START DATA LISTING

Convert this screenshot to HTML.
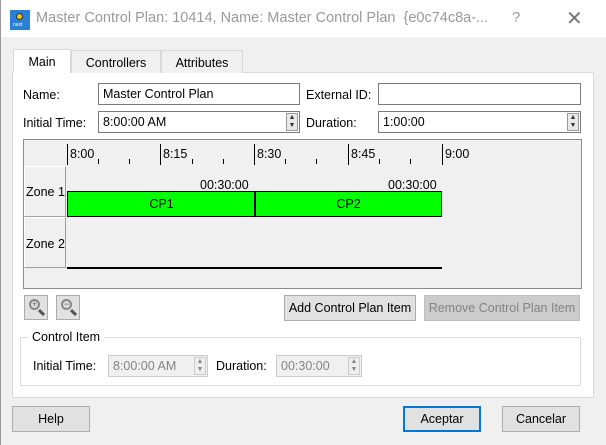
<!DOCTYPE html><html><head><style>
*{margin:0;padding:0;box-sizing:border-box}
body{width:606px;height:445px;overflow:hidden;background:#f0f0f0;font-family:"Liberation Sans",sans-serif;font-size:12px;color:#000;position:relative}
.a{position:absolute}
.inp{position:absolute;background:#fff;border:1px solid #7a7a7a;height:22px;padding:3px 4px;font-size:12.5px}
.spin{position:absolute;width:12px;height:18px;border:1px solid #999;background:#e8e8e8;top:1px;right:1px;font-size:7px;line-height:8px;text-align:center;color:#333}
.btn{position:absolute;background:#e1e1e1;border:1px solid #adadad;text-align:center;font-size:12.5px;line-height:24px}
.tab{position:absolute;top:50px;height:23px;border:1px solid #d9d9d9;border-bottom:none;background:#f0f0f0;text-align:center;line-height:24px;font-size:12.5px}
.lbl{position:absolute;font-size:12.5px}
</style></head><body>
<div class="a" style="left:0;top:0;width:606px;height:37px;background:#fff;border-left:1px solid #999"></div>
<div class="a" style="left:10px;top:10px;width:20px;height:20px;background:#2b7fd4"><div class="a" style="left:6px;top:3px;width:7px;height:7px;border-radius:50%;background:#f5c400;border:1.5px solid #333"></div><div class="a" style="left:3px;top:12px;font-size:5px;color:#fff">next</div></div>
<div class="a" style="left:36px;top:10px;font-size:14.5px;color:#999">Master Control Plan: 10414, Name: Master Control Plan&nbsp; {e0c74c8a-...</div>
<div class="a" style="left:512px;top:9px;font-size:15px;color:#999">?</div>
<div class="a" style="left:566px;top:6px;font-size:20px;color:#777">✕</div>
<div class="a" style="left:0;top:37px;width:1px;height:408px;background:#999"></div>
<div class="a" style="left:12px;top:72px;width:582px;height:326px;background:#fff;border:1px solid #d9d9d9"></div>
<div class="tab" style="left:13px;top:49px;width:58px;height:24px;background:#fff">Main</div>
<div class="tab" style="left:71px;width:90px">Controllers</div>
<div class="tab" style="left:161px;width:82px">Attributes</div>
<div class="lbl" style="left:23px;top:88px">Name:</div>
<div class="inp" style="left:98px;top:83px;width:202px">Master Control Plan</div>
<div class="lbl" style="left:306px;top:88px">External ID:</div>
<div class="inp" style="left:378px;top:83px;width:203px"></div>
<div class="lbl" style="left:23px;top:116px">Initial Time:</div>
<div class="inp" style="left:98px;top:111px;width:202px">8:00:00 AM<div class="spin">▲<br>▼</div></div>
<div class="lbl" style="left:306px;top:116px">Duration:</div>
<div class="inp" style="left:378px;top:111px;width:203px">1:00:00<div class="spin">▲<br>▼</div></div>
<div class="a" style="left:23px;top:139px;width:559px;height:150px;background:#f0f0f0;border:1px solid #8c8c8c"></div>
<div class="a" style="left:24px;top:166px;width:42px;height:51px;border:1px solid #a0a0a0;border-top-color:#fff;border-left-color:#fff"></div>
<div class="a" style="left:24px;top:217px;width:42px;height:51px;border:1px solid #a0a0a0;border-top-color:#fff;border-left-color:#fff"></div>
<div class="lbl" style="left:26px;top:185px">Zone 1</div>
<div class="lbl" style="left:26px;top:237px">Zone 2</div>
<div class="a" style="left:67px;top:144px;width:1px;height:21px;background:#000"></div>
<div class="a" style="left:160px;top:144px;width:1px;height:21px;background:#000"></div>
<div class="a" style="left:254px;top:144px;width:1px;height:21px;background:#000"></div>
<div class="a" style="left:348px;top:144px;width:1px;height:21px;background:#000"></div>
<div class="a" style="left:442px;top:144px;width:1px;height:21px;background:#000"></div>
<div class="lbl" style="left:70px;top:147px">8:00</div>
<div class="lbl" style="left:163px;top:147px">8:15</div>
<div class="lbl" style="left:257px;top:147px">8:30</div>
<div class="lbl" style="left:351px;top:147px">8:45</div>
<div class="lbl" style="left:445px;top:147px">9:00</div>
<div class="a" style="left:98px;top:159px;width:1px;height:5px;background:#000"></div>
<div class="a" style="left:129px;top:159px;width:1px;height:5px;background:#000"></div>
<div class="a" style="left:192px;top:159px;width:1px;height:5px;background:#000"></div>
<div class="a" style="left:223px;top:159px;width:1px;height:5px;background:#000"></div>
<div class="a" style="left:285px;top:159px;width:1px;height:5px;background:#000"></div>
<div class="a" style="left:316px;top:159px;width:1px;height:5px;background:#000"></div>
<div class="a" style="left:379px;top:159px;width:1px;height:5px;background:#000"></div>
<div class="a" style="left:410px;top:159px;width:1px;height:5px;background:#000"></div>
<div class="lbl" style="left:200px;top:178px">00:30:00</div>
<div class="lbl" style="left:388px;top:178px">00:30:00</div>
<div class="a" style="left:67px;top:191px;width:189px;height:26px;background:#00ff00;border:1px solid #000;text-align:center;line-height:24px;font-size:12.5px">CP1</div>
<div class="a" style="left:254px;top:191px;width:188px;height:26px;background:#00ff00;border:1px solid #000;border-left:2px solid #000;text-align:center;line-height:24px;font-size:12.5px">CP2</div>
<div class="a" style="left:67px;top:267px;width:375px;height:2px;background:#000"></div>
<div class="a" style="left:24px;top:295px;width:24px;height:25px;background:#e1e1e1;border:1px solid #adadad"><div class="a" style="left:4px;top:3px;width:11px;height:11px;border-radius:50%;border:2px solid #888;background:#ddd;font-size:9px;line-height:7px;text-align:center;color:#666">+</div><div class="a" style="left:13px;top:15px;width:7px;height:3px;background:#555;transform:rotate(45deg)"></div></div>
<div class="a" style="left:56px;top:295px;width:24px;height:25px;background:#e1e1e1;border:1px solid #adadad"><div class="a" style="left:4px;top:3px;width:11px;height:11px;border-radius:50%;border:2px solid #888;background:#ddd;font-size:9px;line-height:7px;text-align:center;color:#666">−</div><div class="a" style="left:13px;top:15px;width:7px;height:3px;background:#555;transform:rotate(45deg)"></div></div>
<div class="btn" style="left:284px;top:295px;width:132px;height:26px">Add Control Plan Item</div>
<div class="btn" style="left:424px;top:295px;width:156px;height:26px;background:#cccccc;border-color:#bfbfbf;color:#838383">Remove Control Plan Item</div>
<div class="a" style="left:20px;top:337px;width:561px;height:49px;border:1px solid #dcdcdc"></div>
<div class="lbl" style="left:28px;top:330px;background:#fff;padding:0 4px">Control Item</div>
<div class="lbl" style="left:33px;top:359px">Initial Time:</div>
<div class="inp" style="left:108px;top:355px;width:100px;background:#f0f0f0;border-color:#ccc;color:#838383">8:00:00 AM<div class="spin" style="background:#eee;border-color:#ccc;color:#888">▲<br>▼</div></div>
<div class="lbl" style="left:216px;top:359px">Duration:</div>
<div class="inp" style="left:276px;top:355px;width:86px;background:#f0f0f0;border-color:#ccc;color:#838383">00:30:00<div class="spin" style="background:#eee;border-color:#ccc;color:#888">▲<br>▼</div></div>
<div class="btn" style="left:12px;top:406px;width:78px;height:26px">Help</div>
<div class="btn" style="left:403px;top:406px;width:78px;height:26px;border:2px solid #0078d7;line-height:22px">Aceptar</div>
<div class="btn" style="left:502px;top:406px;width:78px;height:26px">Cancelar</div>
</body></html>
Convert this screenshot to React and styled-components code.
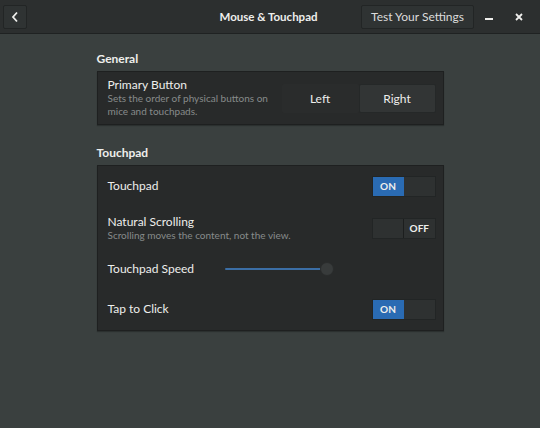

END DATA LISTING

• _WRITTEN TASK_:
Reproduce each entry verbatim, excluding any embedded images.

• _WRITTEN RESPONSE_:
Convert this screenshot to HTML.
<!DOCTYPE html><html><head><style>
*{margin:0;padding:0;box-sizing:border-box}
body{width:606px;height:445px;overflow:hidden;background:#f0f0f0;font-family:"Liberation Sans",sans-serif;font-size:12px;color:#000;position:relative}
.a{position:absolute}
.inp{position:absolute;background:#fff;border:1px solid #7a7a7a;height:22px;padding:3px 4px;font-size:12.5px}
.spin{position:absolute;width:12px;height:18px;border:1px solid #999;background:#e8e8e8;top:1px;right:1px;font-size:7px;line-height:8px;text-align:center;color:#333}
.btn{position:absolute;background:#e1e1e1;border:1px solid #adadad;text-align:center;font-size:12.5px;line-height:24px}
.tab{position:absolute;top:50px;height:23px;border:1px solid #d9d9d9;border-bottom:none;background:#f0f0f0;text-align:center;line-height:24px;font-size:12.5px}
.lbl{position:absolute;font-size:12.5px}
</style></head><body>
<div class="a" style="left:0;top:0;width:606px;height:37px;background:#fff;border-left:1px solid #999"></div>
<div class="a" style="left:10px;top:10px;width:20px;height:20px;background:#2b7fd4"><div class="a" style="left:6px;top:3px;width:7px;height:7px;border-radius:50%;background:#f5c400;border:1.5px solid #333"></div><div class="a" style="left:3px;top:12px;font-size:5px;color:#fff">next</div></div>
<div class="a" style="left:36px;top:10px;font-size:14.5px;color:#999">Master Control Plan: 10414, Name: Master Control Plan&nbsp; {e0c74c8a-...</div>
<div class="a" style="left:512px;top:9px;font-size:15px;color:#999">?</div>
<div class="a" style="left:566px;top:6px;font-size:20px;color:#777">✕</div>
<div class="a" style="left:0;top:37px;width:1px;height:408px;background:#999"></div>
<div class="a" style="left:12px;top:72px;width:582px;height:326px;background:#fff;border:1px solid #d9d9d9"></div>
<div class="tab" style="left:13px;top:49px;width:58px;height:24px;background:#fff">Main</div>
<div class="tab" style="left:71px;width:90px">Controllers</div>
<div class="tab" style="left:161px;width:82px">Attributes</div>
<div class="lbl" style="left:23px;top:88px">Name:</div>
<div class="inp" style="left:98px;top:83px;width:202px">Master Control Plan</div>
<div class="lbl" style="left:306px;top:88px">External ID:</div>
<div class="inp" style="left:378px;top:83px;width:203px"></div>
<div class="lbl" style="left:23px;top:116px">Initial Time:</div>
<div class="inp" style="left:98px;top:111px;width:202px">8:00:00 AM<div class="spin">▲<br>▼</div></div>
<div class="lbl" style="left:306px;top:116px">Duration:</div>
<div class="inp" style="left:378px;top:111px;width:203px">1:00:00<div class="spin">▲<br>▼</div></div>
<div class="a" style="left:23px;top:139px;width:559px;height:150px;background:#f0f0f0;border:1px solid #8c8c8c"></div>
<div class="a" style="left:24px;top:166px;width:42px;height:51px;border:1px solid #a0a0a0;border-top-color:#fff;border-left-color:#fff"></div>
<div class="a" style="left:24px;top:217px;width:42px;height:51px;border:1px solid #a0a0a0;border-top-color:#fff;border-left-color:#fff"></div>
<div class="lbl" style="left:26px;top:185px">Zone 1</div>
<div class="lbl" style="left:26px;top:237px">Zone 2</div>
<div class="a" style="left:67px;top:144px;width:1px;height:21px;background:#000"></div>
<div class="a" style="left:160px;top:144px;width:1px;height:21px;background:#000"></div>
<div class="a" style="left:254px;top:144px;width:1px;height:21px;background:#000"></div>
<div class="a" style="left:348px;top:144px;width:1px;height:21px;background:#000"></div>
<div class="a" style="left:442px;top:144px;width:1px;height:21px;background:#000"></div>
<div class="lbl" style="left:70px;top:147px">8:00</div>
<div class="lbl" style="left:163px;top:147px">8:15</div>
<div class="lbl" style="left:257px;top:147px">8:30</div>
<div class="lbl" style="left:351px;top:147px">8:45</div>
<div class="lbl" style="left:445px;top:147px">9:00</div>
<div class="a" style="left:98px;top:159px;width:1px;height:5px;background:#000"></div>
<div class="a" style="left:129px;top:159px;width:1px;height:5px;background:#000"></div>
<div class="a" style="left:192px;top:159px;width:1px;height:5px;background:#000"></div>
<div class="a" style="left:223px;top:159px;width:1px;height:5px;background:#000"></div>
<div class="a" style="left:285px;top:159px;width:1px;height:5px;background:#000"></div>
<div class="a" style="left:316px;top:159px;width:1px;height:5px;background:#000"></div>
<div class="a" style="left:379px;top:159px;width:1px;height:5px;background:#000"></div>
<div class="a" style="left:410px;top:159px;width:1px;height:5px;background:#000"></div>
<div class="lbl" style="left:200px;top:178px">00:30:00</div>
<div class="lbl" style="left:388px;top:178px">00:30:00</div>
<div class="a" style="left:67px;top:191px;width:189px;height:26px;background:#00ff00;border:1px solid #000;text-align:center;line-height:24px;font-size:12.5px">CP1</div>
<div class="a" style="left:254px;top:191px;width:188px;height:26px;background:#00ff00;border:1px solid #000;border-left:2px solid #000;text-align:center;line-height:24px;font-size:12.5px">CP2</div>
<div class="a" style="left:67px;top:267px;width:375px;height:2px;background:#000"></div>
<div class="a" style="left:24px;top:295px;width:24px;height:25px;background:#e1e1e1;border:1px solid #adadad"><div class="a" style="left:4px;top:3px;width:11px;height:11px;border-radius:50%;border:2px solid #888;background:#ddd;font-size:9px;line-height:7px;text-align:center;color:#666">+</div><div class="a" style="left:13px;top:15px;width:7px;height:3px;background:#555;transform:rotate(45deg)"></div></div>
<div class="a" style="left:56px;top:295px;width:24px;height:25px;background:#e1e1e1;border:1px solid #adadad"><div class="a" style="left:4px;top:3px;width:11px;height:11px;border-radius:50%;border:2px solid #888;background:#ddd;font-size:9px;line-height:7px;text-align:center;color:#666">−</div><div class="a" style="left:13px;top:15px;width:7px;height:3px;background:#555;transform:rotate(45deg)"></div></div>
<div class="btn" style="left:284px;top:295px;width:132px;height:26px">Add Control Plan Item</div>
<div class="btn" style="left:424px;top:295px;width:156px;height:26px;background:#cccccc;border-color:#bfbfbf;color:#838383">Remove Control Plan Item</div>
<div class="a" style="left:20px;top:337px;width:561px;height:49px;border:1px solid #dcdcdc"></div>
<div class="lbl" style="left:28px;top:330px;background:#fff;padding:0 4px">Control Item</div>
<div class="lbl" style="left:33px;top:359px">Initial Time:</div>
<div class="inp" style="left:108px;top:355px;width:100px;background:#f0f0f0;border-color:#ccc;color:#838383">8:00:00 AM<div class="spin" style="background:#eee;border-color:#ccc;color:#888">▲<br>▼</div></div>
<div class="lbl" style="left:216px;top:359px">Duration:</div>
<div class="inp" style="left:276px;top:355px;width:86px;background:#f0f0f0;border-color:#ccc;color:#838383">00:30:00<div class="spin" style="background:#eee;border-color:#ccc;color:#888">▲<br>▼</div></div>
<div class="btn" style="left:12px;top:406px;width:78px;height:26px">Help</div>
<div class="btn" style="left:403px;top:406px;width:78px;height:26px;border:2px solid #0078d7;line-height:22px">Aceptar</div>
<div class="btn" style="left:502px;top:406px;width:78px;height:26px">Cancelar</div>
</body></html>
Convert this screenshot to React and styled-components code.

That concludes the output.